§ Instructions to follow
Copy out each line that includes the word "with".
□ □ □
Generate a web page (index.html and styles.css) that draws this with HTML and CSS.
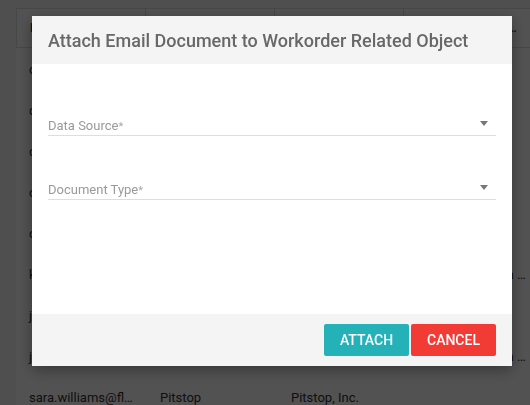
FILE: index.html
```html
<!DOCTYPE html>
<html>
<head>
<meta charset="utf-8">
<link rel="stylesheet" href="styles.css">
</head>
<body>
<div class="page">
  <div class="table">
    <div class="row head">
      <div class="cell">From</div><div class="cell">Company</div><div class="cell">Organization</div><div class="cell">Organization Area Name</div>
    </div>
    <div class="row"><div class="cell">chris.parker@fleet.com</div><div class="cell">Pitstop</div><div class="cell">Pitstop, Inc.</div><div class="cell">Fleet</div></div>
    <div class="row"><div class="cell">carl.jones@fleet.com</div><div class="cell">Pitstop</div><div class="cell">Pitstop, Inc.</div><div class="cell">Fleet</div></div>
    <div class="row"><div class="cell">carol.smith@fleet.com</div><div class="cell">Pitstop</div><div class="cell">Pitstop, Inc.</div><div class="cell">Fleet</div></div>
    <div class="row"><div class="cell">craig.brown@fleet.com</div><div class="cell">Pitstop</div><div class="cell">Pitstop, Inc.</div><div class="cell">Fleet</div></div>
    <div class="row"><div class="cell">cindy.lee@fleet.com</div><div class="cell">Pitstop</div><div class="cell">Pitstop, Inc.</div><div class="cell">Fleet</div></div>
    <div class="row"><div class="cell">kevin.hall@fleet.com</div><div class="cell">Pitstop</div><div class="cell">Pitstop, Inc.</div><div class="cell">Pitstop Fleet Area North</div></div>
    <div class="row"><div class="cell">jane.doe@fleet.com</div><div class="cell">Pitstop</div><div class="cell">Pitstop, Inc.</div><div class="cell">Fleet</div></div>
    <div class="row"><div class="cell">john.doe@fleet.com</div><div class="cell">Pitstop</div><div class="cell">Pitstop, Inc.</div><div class="cell">Pitstop Fleet Area South</div></div>
    <div class="row"><div class="cell">sara.williams@fleet.com</div><div class="cell">Pitstop</div><div class="cell">Pitstop, Inc.</div><div class="cell"></div></div>
  </div>
</div>

<div class="overlay">
  <div class="dialog">
    <div class="dialog-header">Attach Email Document to Workorder Related Object</div>
    <div class="dialog-body">
      <div class="field">
        <span class="label">Data Source<span class="req">*</span></span>
        <span class="arrow"></span>
      </div>
      <div class="field">
        <span class="label">Document Type<span class="req">*</span></span>
        <span class="arrow"></span>
      </div>
    </div>
    <div class="dialog-footer">
      <button class="btn btn-attach">Attach</button>
      <button class="btn btn-cancel">Cancel</button>
    </div>
  </div>
</div>
</body>
</html>
```
FILE: styles.css
```css
html, body {
  margin: 0;
  padding: 0;
  width: 530px;
  height: 405px;
  overflow: hidden;
  font-family: Roboto, "Liberation Sans", sans-serif;
}

.page {
  background: #f4f4f4;
  height: 405px;
  padding: 8px 0 0 16px;
  box-sizing: border-box;
}

.table {
  background: #fff;
  width: 540px;
  height: 397px;
}

.row {
  display: grid;
  grid-template-columns: 129px 129px 129px 137px;
  height: 41px;
  align-items: center;
  font-size: 13px;
  color: #333;
}

.row.head {
  height: 40px;
  border-top: 1px solid #dcdcdc;
  border-bottom: 1px solid #dcdcdc;
  box-sizing: border-box;
  font-weight: 500;
  align-items: stretch;
}

.row.head .cell {
  border-left: 1px solid #dcdcdc;
  line-height: 38px;
}

.row.head .cell:nth-child(4) {
  padding-left: 13px;
  padding-right: 23px;
}

.row.head + .row {
  margin-top: 1px;
}

.cell {
  padding: 0 13px;
  white-space: nowrap;
  overflow: hidden;
  text-overflow: ellipsis;
  box-sizing: border-box;
}

.cell:nth-child(1) {
  padding-right: 11px;
}

.cell:nth-child(2) {
  padding-left: 15px;
}

.cell:nth-child(3) {
  padding-left: 17px;
}

.cell:nth-child(4) {
  padding-left: 8px;
}

.overlay {
  position: fixed;
  top: 0;
  left: 0;
  width: 530px;
  height: 405px;
  box-sizing: border-box;
  background: rgba(0, 0, 0, 0.68);
  padding: 16px 0 0 32px;
}

.dialog {
  width: 480px;
  background: #fff;
  box-shadow: 0 4px 14px rgba(0, 0, 0, 0.35);
}

.dialog-header {
  height: 48px;
  background: #f4f4f4;
  padding: 0 16px;
  display: flex;
  align-items: center;
  font-size: 18px;
  font-weight: 500;
  color: #686868;
}

.dialog-body {
  height: 250px;
  box-sizing: border-box;
  padding: 24px 16px 0;
  display: flex;
  flex-direction: column;
  gap: 16px;
}

.field {
  height: 48px;
  box-sizing: border-box;
  border-bottom: 1px solid #dedede;
  display: flex;
  align-items: flex-end;
  justify-content: space-between;
}

.label {
  font-size: 13px;
  line-height: 15px;
  color: #9a9a9a;
  padding-bottom: 1px;
}

.req {
  font-size: 11px;
  color: #a8a8a8;
}

.arrow {
  width: 0;
  height: 0;
  border-left: 4px solid transparent;
  border-right: 4px solid transparent;
  border-top: 5px solid #777;
  margin: 0 8px 9px 0;
}

.dialog-footer {
  height: 52px;
  box-sizing: border-box;
  background: #f4f4f4;
  padding: 10px 16px;
  display: flex;
  justify-content: flex-end;
  gap: 2px;
}

.btn {
  width: 85px;
  height: 32px;
  border: none;
  border-radius: 2px;
  color: #fff;
  font-family: Roboto, "Liberation Sans", sans-serif;
  font-size: 14px;
  font-weight: 500;
  text-transform: uppercase;
  padding: 0;
}

.btn-attach {
  background: #24b1b8;
}

.btn-cancel {
  background: #f33b36;
}
```
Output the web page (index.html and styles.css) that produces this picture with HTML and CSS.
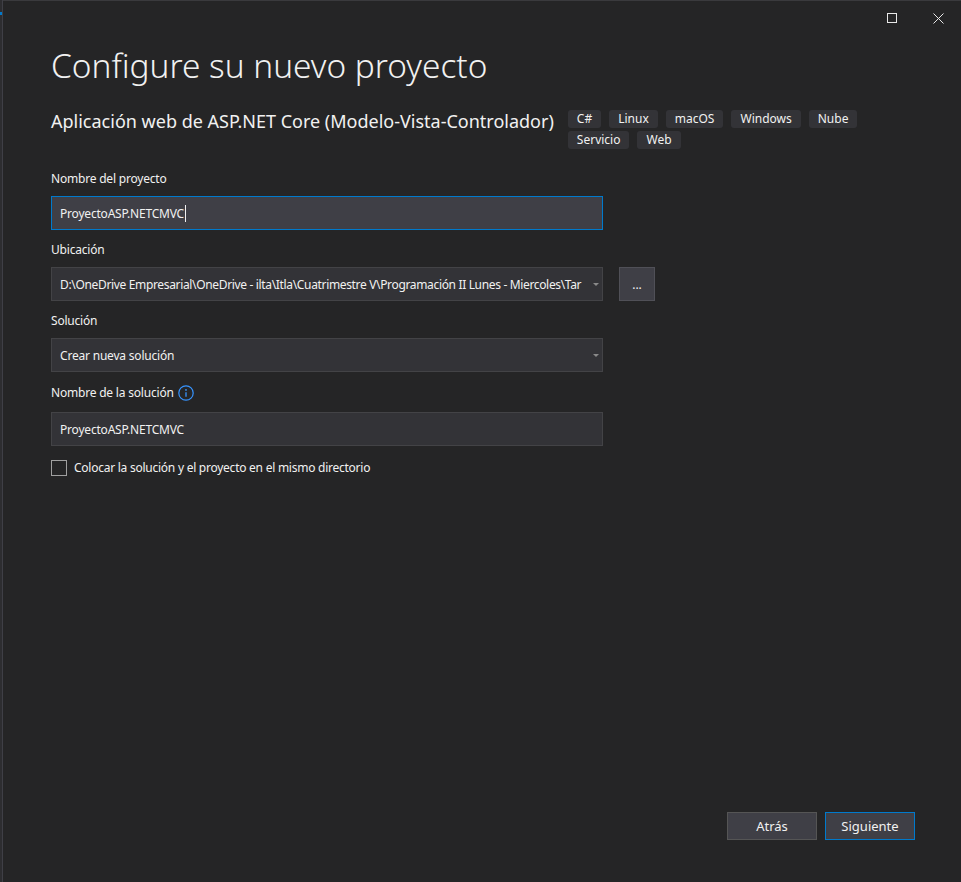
FILE: index.html
```html
<!DOCTYPE html>
<html lang="es">
<head>
<meta charset="utf-8">
<title>Configure su nuevo proyecto</title>
<link rel="stylesheet" href="styles.css">
</head>
<body>
<div class="screen">
  <div class="edge"><span class="edge-mark"></span></div>
  <div class="dialog">
    <div class="titlebar">
      <button class="win-btn" aria-label="Maximizar">
        <svg width="10" height="10" viewBox="0 0 10 10"><rect x="0.5" y="0.5" width="9" height="9" fill="none" stroke="#e8e8e8" stroke-width="1"/></svg>
      </button>
      <button class="win-btn" aria-label="Cerrar">
        <svg width="11" height="11" viewBox="0 0 11 11"><path d="M0.5 0.5 L10.5 10.5 M10.5 0.5 L0.5 10.5" stroke="#e8e8e8" stroke-width="1" fill="none"/></svg>
      </button>
    </div>
    <main class="content">
      <h1 class="title">Configure su nuevo proyecto</h1>
      <div class="template-row">
        <h2 class="template-name">Aplicación web de ASP.NET Core (Modelo-Vista-Controlador)</h2>
        <ul class="tags">
          <li class="tag">C#</li>
          <li class="tag">Linux</li>
          <li class="tag">macOS</li>
          <li class="tag">Windows</li>
          <li class="tag">Nube</li>
          <li class="tag">Servicio</li>
          <li class="tag">Web</li>
        </ul>
      </div>

      <div class="field field-first">
        <div class="field-label">Nombre del proyecto</div>
        <div class="input focused"><span class="caret">ProyectoASP.NETCMVC</span></div>
      </div>

      <div class="field">
        <div class="field-label">Ubicación</div>
        <div class="row">
          <div class="input select">
            <span class="value path">D:\OneDrive Empresarial\OneDrive - ilta\Itla\Cuatrimestre V\Programación II Lunes - Miercoles\Tar</span>
            <span class="arrow"></span>
          </div>
          <button class="browse">...</button>
        </div>
      </div>

      <div class="field">
        <div class="field-label">Solución</div>
        <div class="input select">
          <span class="value">Crear nueva solución</span>
          <span class="arrow"></span>
        </div>
      </div>

      <div class="field field-info">
        <div class="field-label">Nombre de la solución
          <svg class="info" width="16" height="16" viewBox="0 0 16 16"><circle cx="8" cy="8" r="7.2" fill="none" stroke="#3794ff" stroke-width="1.2"/><circle cx="8" cy="4.9" r="0.9" fill="#3794ff"/><path d="M8 7.2 V11.8" stroke="#3794ff" stroke-width="1.3"/></svg>
        </div>
        <div class="input"><span class="value">ProyectoASP.NETCMVC</span></div>
      </div>

      <label class="check">
        <span class="box"></span>
        <span>Colocar la solución y el proyecto en el mismo directorio</span>
      </label>
    </main>
    <footer class="actions">
      <button class="btn">Atrás</button>
      <button class="btn btn-primary">Siguiente</button>
    </footer>
  </div>
</div>
</body>
</html>
```

FILE: styles.css
```css
* { box-sizing: border-box; }
html, body { margin: 0; padding: 0; }
body {
  background: #252526;
  font-family: "Segoe UI", "Noto Sans", "Liberation Sans", sans-serif;
  color: #f1f1f1;
  width: 961px;
  height: 882px;
  overflow: hidden;
}
.screen { display: flex; height: 882px; }
.edge {
  width: 3px;
  flex: none;
  background: #2d2d30;
  border-right: 1px solid #3f3f46;
  position: relative;
}
.edge-mark {
  position: absolute;
  left: 0;
  top: 12px;
  width: 2px;
  height: 3px;
  background: #007acc;
}
.dialog {
  flex: 1;
  display: flex;
  flex-direction: column;
  border-top: 1px solid #3a3a3d;
  background: #252526;
}
.titlebar {
  height: 34px;
  flex: none;
  display: flex;
  justify-content: flex-end;
}
.win-btn {
  width: 46px;
  height: 34px;
  background: none;
  border: 0;
  padding: 0;
  display: flex;
  align-items: center;
  justify-content: center;
}
.content {
  flex: 1;
  padding: 0 48px;
}
.title {
  margin: 10px 0 0;
  font-size: 33.4px;
  line-height: 40px;
  font-weight: 300;
  color: #f1f1f1;
}
.template-row {
  display: flex;
  align-items: flex-start;
  gap: 14px;
  margin-top: 25px;
}
.template-name {
  margin: 0;
  font-size: 18px;
  line-height: 23px;
  font-weight: 400;
  white-space: nowrap;
}
.tags {
  list-style: none;
  margin: 0;
  padding: 0;
  display: flex;
  flex-wrap: wrap;
  gap: 3px 8px;
  width: 300px;
}
.tag {
  height: 18px;
  line-height: 18px;
  padding: 0 9px;
  font-size: 12px;
  background: #333337;
  border-radius: 3px;
  color: #f1f1f1;
}
.field { margin-top: 11px; }
.field-first { margin-top: 21px; }
.field-label {
  display: flex;
  align-items: center;
  gap: 4px;
  font-size: 12px;
  letter-spacing: -0.2px;
  line-height: 18px;
  margin-bottom: 8px;
  color: #f1f1f1;
}
.field-info .field-label { height: 20px; margin-bottom: 9px; margin-top: 1px; }
.input {
  width: 552px;
  height: 34px;
  background: #333337;
  border: 1px solid #434346;
  display: flex;
  align-items: center;
  padding: 0 8px;
  font-size: 12px;
  letter-spacing: -0.2px;
  color: #f1f1f1;
}
.input.focused {
  background: #3f3f46;
  border-color: #007acc;
}
.caret {
  border-right: 1px solid #f1f1f1;
  padding-right: 1px;
  line-height: 17px;
}
.select { justify-content: space-between; padding-right: 3px; }
.value {
  flex: 1;
  white-space: nowrap;
  overflow: hidden;
}
.path { letter-spacing: -0.34px; }
.arrow {
  flex: none;
  width: 0;
  height: 0;
  margin-left: 6px;
  border-left: 3px solid transparent;
  border-right: 3px solid transparent;
  border-top: 3px solid #8a8a8a;
}
.row { display: flex; gap: 16px; }
.browse {
  width: 36px;
  height: 34px;
  background: #3f3f46;
  border: 1px solid #505057;
  color: #f1f1f1;
  font-family: inherit;
  font-size: 12px;
  padding: 0;
}
.info { flex: none; }
.check {
  display: flex;
  align-items: center;
  gap: 7px;
  margin-top: 13px;
  font-size: 12px;
  letter-spacing: -0.25px;
  line-height: 18px;
  color: #f1f1f1;
}
.box {
  width: 16px;
  height: 16px;
  flex: none;
  border: 1px solid #a0a0a0;
}
.actions {
  flex: none;
  display: flex;
  justify-content: flex-end;
  gap: 8px;
  padding: 0 46px 42px 0;
}
.btn {
  width: 90px;
  height: 28px;
  background: #3f3f46;
  border: 1px solid #555555;
  color: #f1f1f1;
  font-family: inherit;
  font-size: 13px;
  padding: 0;
}
.btn-primary { border-color: #007acc; }
```
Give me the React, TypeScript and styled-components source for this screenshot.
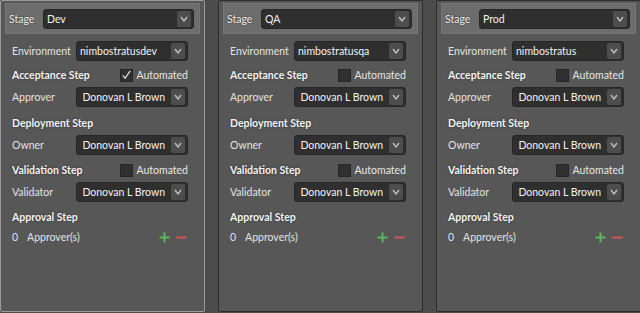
□ □ □
§ Written answer
Generate a web page (index.html and styles.css) that draws this with HTML and CSS.
Output the web page (index.html and styles.css) that produces this picture with HTML and CSS.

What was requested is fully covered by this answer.